Quel gran pezzo del Porcellum
Il sistema che avrebbe dato la maggioranza è il Porcellum, ma proprio per effetto di quel premio di maggioranza decretato come “incostituzionale” dalla Corte costituzionale. In questo caso, comunque, al centrodestra sarebbero andati 341 deputati, ma solo 136 senatori per effetto del “bug” che la “Porcata” di Calderoli ha sempre portato con sé, cioè sulla diversa distribuzione del Senato che – per indicazione della Costituzione – deve seguire un modello regionale.

Tra i proporzionali c’è anche l’Italicum, altra legge spazzata via dalla Consulta. In questo caso, spiegano da YouTrend, è difficile prevedere il numero esatto di parlamentari per ogni schieramento perché la legge fatta approvare con i voti di fiducia dall’allora presidente del Consiglio Matteo Renzi prevedeva un ballottaggio.

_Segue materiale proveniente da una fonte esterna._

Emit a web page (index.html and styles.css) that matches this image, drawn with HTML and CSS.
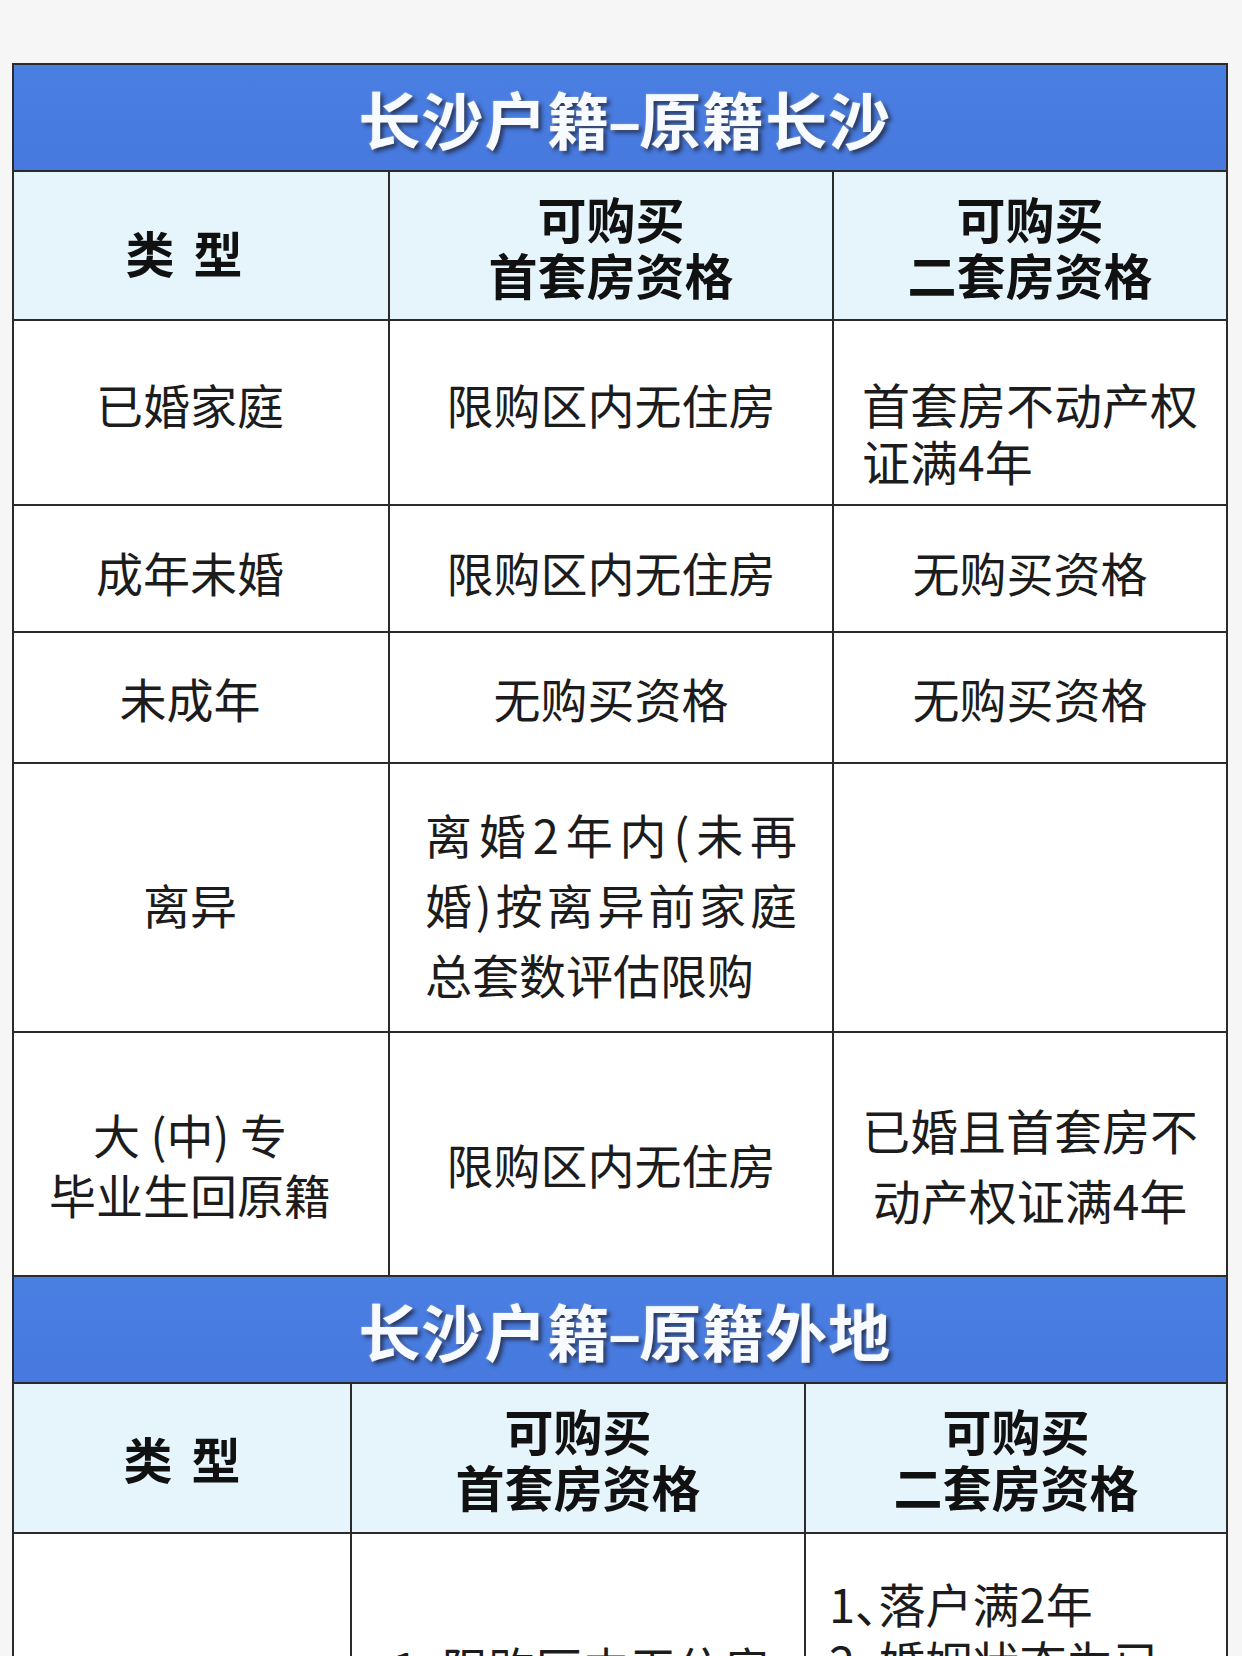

Quindi gli analisti hanno previsto tutti gli scenari (vittoria M5s, vittoria centrodestra, vittoria centrosinistra). In realtà, dopo le correzioni profonde della Corte Costituzionale, quello che è rimasto è il Consultellum, sistema sul quale spingeva a un certo punto il M5s. Ma anche in questo caso, niente: i Cinquestelle avrebbero raccolto al massimo 224 deputati, il centrodestra 243, il centrosinistra 128. Questa legge – essendo proporzionale pura, dopo che la Consulta l’ha “denudata” – sarebbe stata la più generosa nei confronti di Liberi e Uguali che avrebbe avuto alla Camera 23 suoi rappresentanti.

Il sistema francese e “l’effetto Parma”
Poi ci sono tre opzioni maggioritarie o comunque “più maggioritarie“. In un caso, il sistema “alla francese“, che funziona con il doppio turno di collegio (cioè se un candidato non supera un tot, vanno al secondo turno tutti coloro che hanno superato il 12,5), non permette naturalmente di avere un’idea chiara sul numero dei parlamentari per ogni schieramento. Infatti YouTrend può solo ipotizzare – dati alla mano – a quanti duelli avrebbe partecipato ogni coalizione o partito: così, per la Camera, il M5s sarebbe stato in 201 sfide, il centrodestra in 133 e il centrosinistra in 113. E in un quadro tripolare, a seconda delle aree del Paese, si è visto che quasi sempre i Cinquestelle sono quelli che ne beneficiano perché gli elettori di destra votano contro quelli di sinistra e viceversa (o almeno è stato così finora, come si è visto in tutte le vittorie alle amministrative, da Parma e Livorno a Roma e Torino).

Caro vecchio Mattarellum
Ci saremmo avvicinati a una maggioranza (di centrodestra) col caro vecchio Mattarellum, che peraltro la Lega e il Pd avevano proposto ma Forza Italia non ha voluto nel patto che alla fine ha portato al Rosatellum. Con il sistema ideato dall’attuale capo dello Stato il centrodestra avrebbe avuto 291 deputati, lasciandone 249 ai Cinquestelle e 90 al centrosinistra, mentre al Senato la ripartizione sarebbe stata con 152 parlamentari per Berlusconi, Salvini e Meloni, 117 per il M5s e 61 per il centrosinistra.

Più vicini alla maggioranza? Con il sistema inglese
A sorpresa, ma mica tanto, il sistema che si sarebbe avvicinato di più a una maggioranza è quello uninominale “puro”, come c’è nel Regno Unito, cioè col sistema first-past-the-post che tradotto alla grossa significa che, a turno unico, il candidato che ha un voto in più viene eletto e gli altri restano a secco. Il centrodestra in questo caso avrebbe superato la quota al Senato (160), mentre alla Camera avrebbe dovuto cercare una quindicina di deputati in soccorso. I Cinquestelle avrebbero avuto 253 deputati, il centrosinistra solo 76.